In December 2006, MySpace announced new measures to protect children from known sex offenders. Although precise details were not given they said that "tools" would be implemented to prevent known sex offenders from the USA creating a MySpace profile.
In February 2007, a U.S. District Judge in Texas dismissed a case when a family sued MySpace for negligence, fraud and misrepresentation; a girl in the family had been sexually assaulted by a man she met through MySpace, after she had misrepresented her age as 18 when she was 13. Regarding his dismissal of the case, U.S. District Judge Sam Sparks wrote: "If anyone had a duty to protect Julie Doe, it was her parents, not MySpace."
In July 2007, the company found and deleted 29000 profiles belonging to registered sex offenders.Hardline anti-pedophile organization Perverted Justice has praised Myspace for its efforts to combat pedophiles using their service.
In October 2007, a study published in the Journal of Adolescence conducted by Sameer Hinduja (Florida Atlantic University) and Justin W. Patchin (University of Wisconsin-Eau Claire) concluded that most adolescents use MySpace responsibly: "When considered in its proper context, these results indicate that the problem of personal information disclosure on MySpace may not be as widespread as many assume, and that the overwhelming majority of adolescents are responsibly using the website," they say.
Social and cultural
Dave Itzkoff, in the June 2006 Playboy magazine, related his experiences of experimentation with membership in MySpace. Among his other criticisms, one pertains to the distance afforded by the Internet that emboldens members, such as females who feature photos of themselves in scant clothing on their profile pages or behave in ways they would not in person, and he indicated that this duplicity undercuts the central design of MySpace, namely, to bring people together. Itzkoff also referenced the addictive, time-consuming nature of the site, mentioning that the Playboy Playmate and MySpace member Julie McCullough, who was the first to respond to his add-friend request, pointedly referred to the site as "cybercrack". Itzkoff argued that MySpace gives many people access to a member’s life, without giving the time needed to maintain such relationships and that such relationships do not possess the depth of in-person relationships.
Furthermore, in terms of MySpace's potential for underhanded commercial exploitation, Itzkoff is particularly critical of the disturbing and fraudulent behavior of people who can contact a member, unsolicited, as when he was contacted by someone expressing a desire to socialize and date, but whose blog (to which Itzkoff was directed via subsequent emails) was found to be a solicitation for a series of commercial porn sites. Itzkoff is similarly critical of the more subtle commercial solicitations on the site, such as the banner ads and links to profiles and video clips that turn out to be, for example, commercials for new 20th Century Fox films. He also observed that MySpace’s much-celebrated music section is heavily weighted in favor of record labels rather than breakthrough musicians.

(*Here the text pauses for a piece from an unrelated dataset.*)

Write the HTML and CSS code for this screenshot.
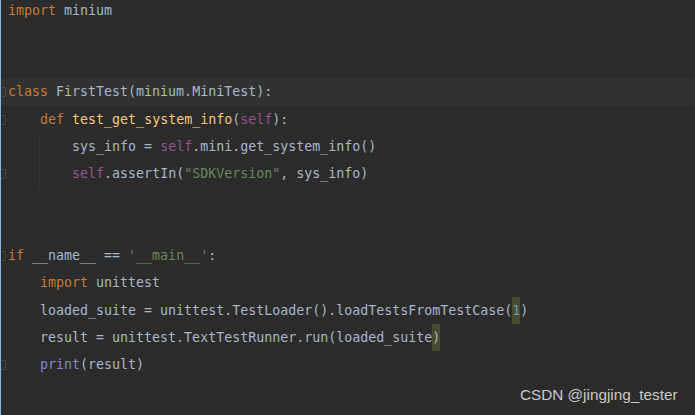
FILE: index.html
```html
<!DOCTYPE html>
<html>
<head>
<meta charset="utf-8">
<link rel="stylesheet" href="styles.css">
</head>
<body>
<div class="editor">
  <div class="code">
    <div class="line"><span class="gut"></span><span class="kw">import</span> minium</div>
    <div class="line"><span class="gut"></span></div>
    <div class="line"><span class="gut"></span></div>
    <div class="line current"><span class="gut"><i class="fold"></i></span><span class="kw">class</span> FirstTest(minium.MiniTest):</div>
    <div class="line"><span class="gut"><i class="fold"></i></span>    <span class="kw">def</span> <span class="fn">test_get_system_info</span>(<span class="self">self</span>):</div>
    <div class="line"><span class="gut"></span><span class="guide">    </span>    sys_info = <span class="self">self</span>.mini.get_system_info()</div>
    <div class="line"><span class="gut"><i class="fold"></i></span><span class="guide">    </span>    <span class="self">self</span>.assertIn(<span class="str">"SDKVersion"</span>, sys_info)</div>
    <div class="line"><span class="gut"></span></div>
    <div class="line"><span class="gut"></span></div>
    <div class="line"><span class="gut"><i class="fold"></i></span><span class="kw">if</span> __name__ == <span class="str">'__main__'</span>:</div>
    <div class="line"><span class="gut"></span>    <span class="kw">import</span> unittest</div>
    <div class="line"><span class="gut"></span>    loaded_suite = unittest.TestLoader().loadTestsFromTestCase(<span class="match num">1</span>)</div>
    <div class="line"><span class="gut"></span>    result = unittest.TextTestRunner.run(loaded_suite<span class="match">)</span></div>
    <div class="line"><span class="gut"><i class="fold"></i></span>    <span class="builtin">print</span>(result)</div>
    <div class="line"><span class="gut"></span></div>
  </div>
  <div class="watermark">CSDN @jingjing_tester</div>
</div>
</body>
</html>
```
FILE: styles.css
```css
html, body {
  margin: 0;
  padding: 0;
  background: #2b2b2b;
  height: 100%;
  overflow: hidden;
}
.editor {
  position: relative;
  height: 415px;
  border-left: 1px solid #8fb6dd;
  background: #2b2b2b;
  overflow: hidden;
}
.code {
  margin-top: -3.5px;
  font-family: "DejaVu Sans Mono", "Liberation Mono", monospace;
  font-size: 13.3px;
  color: #a9b7c6;
}
.line {
  height: 27.3px;
  line-height: 27.3px;
  white-space: pre;
}
.line.current {
  background: #323232;
}
.gut {
  display: inline-block;
  width: 7px;
  height: 27.3px;
  vertical-align: top;
  position: relative;
}
.fold {
  position: absolute;
  left: 0;
  top: 9px;
  width: 4px;
  height: 8px;
  border: 1px solid #474747;
  border-left: none;
  border-radius: 0 2px 2px 0;
}
.guide {
  display: inline-block;
  height: 27.3px;
  vertical-align: top;
  box-shadow: inset -1px 0 0 #353535;
}
.kw { color: #cc7832; }
.fn { color: #ffc66d; }
.self { color: #94558d; }
.str { color: #6a8759; }
.num { color: #6897bb; }
.builtin { color: #8888c6; }
.match {
  background: #4a4a2e;
  display: inline-block;
  height: 27.3px;
  vertical-align: top;
}
.watermark {
  position: absolute;
  left: 519px;
  top: 386px;
  font-family: "Liberation Sans", Arial, sans-serif;
  font-size: 15.3px;
  color: #c9c9c9;
}
```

In relating criticism from another person, whom Itzkoff called "Judas," he illustrated that, while the goal of attempting to bring together people who might not otherwise associate with one another in real life may seem honorable, MySpace inherently violates a social contract only present when people interact face-to-face, rendering, in his opinion, the website nothing more than a passing fad:
“There will come a moment when, like deer quivering and flicking up their ears toward a noiseless noise in the woods, the first adopters will suddenly realize they’re spending their time blogging, adding, and gawking at the same alarming photos as an army of 14-year olds, and quick as deer, they’ll dash to the next trend. And before you know it, we’ll all follow.”
Many political organizations have created Myspace accounts to keep in touch with and expand their membership base. These range from larger organizations like Greenpeace and the ACLU to smaller locally focused environmentalist groups and Food Not Bombs activists.
Several historical political figures (from Napoleon to George Washington to Herbert Marcuse) have had accounts created to either raise awareness about their role in history or perhaps sometimes to behave more in jest as if those historical figures were actually posting messages and adding friends, etc.
Many hopeful 2008 presidential candidates have set up MySpace profiles, presumably in an effort to snare younger voters. Most profiles feature photos, blogs, videos, and ways for viewers to get involved with campaigning. MySpace features these politicians' profiles on its front page in the "Cool New People" section, on what appears to be a random rotation.
Activist group MoveOn.org has criticized MySpace, claiming that the website practices censorship by not showing anti-media ads, removing fake profiles for high-profile media executives like Rupert Murdoch, and allegedly attempting to force users away from using third-party flash applications on their profiles.
According to Alison Kiss, program director for Security on Campus, social networking websites such as MySpace and Facebook have made it easier for stalkers who target women on college campuses.
The Chinese version of MySpace, launched in April of 2007, has many censorship-related differences from other international versions of the service. Discussion forums on topics such as religion and politics are absent, and a filtering system that prevents the posting of content about Taiwan independence, the Dalai Lama, Falun Gong, and other "inappropriate topics" has been added. Users are also given the ability to report the "misconduct" of other users for offenses including "endangering national security, leaking state secrets, subverting the government, undermining national unity, and spreading rumors or disturbing the social order."
Since early 2006, MySpace has offered the option to access the service in different regional versions. The alternative regional versions present automated content according to locality (e.g. UK users see other UK users as "Cool New People," and UK oriented events and adverts, etc.), offer local languages other than English, or accommodate the regional differences in spelling and conventions in the English-speaking world (e.g. United States: "favorites," mm/dd/yyyy; the rest of the world: "favourites," dd/mm/yyyy).